Suing Member State authorities in their own courts might strike some investors as an unwelcome prospect. Does the EU’s status as a party to the ECT give investors the option of suing the EU itself in its own courts? That might be possible in certain circumstances. For example, in the Eiser case the Commission has blocked payment of the arbitral award on the ground that it constitutes unlawful State aid. If that decision is overturned by the General Court or CJEU, the investors might have a claim against the Commission under Article 340 TFEU. But beyond that rather special situation, all eyes must remain on the courts of the host State.
Where does it leave us?
Whatever criticism might be levelled at Achmea, it cannot be ignored.
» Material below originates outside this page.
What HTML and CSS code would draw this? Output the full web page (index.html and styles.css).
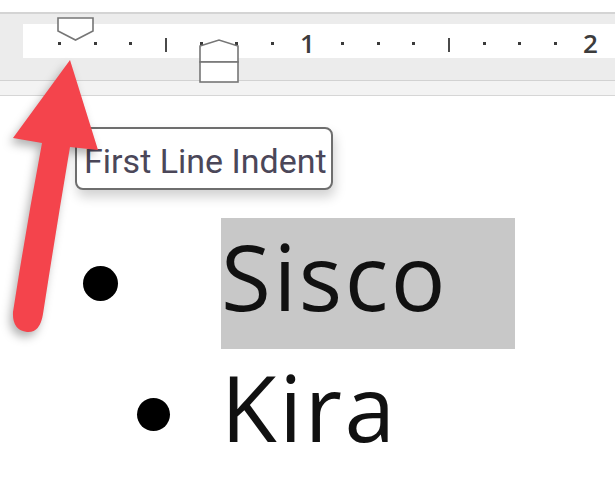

The judgment gives impetus for establishing the standing multilateral investment court first proposed by the EU in response to political controversy surrounding the TTIP (EU-USA trade agreement) negotiations. But that is some years away. Meanwhile investors whose BIT or ECT claims Achmea bars from arbitration will wonder where to go now – not least as regards the UK pending expiry of the expected Brexit transition period in 2020. There are good grounds for believing that the national courts of the host State can and should now step into the breach created by the CJEU.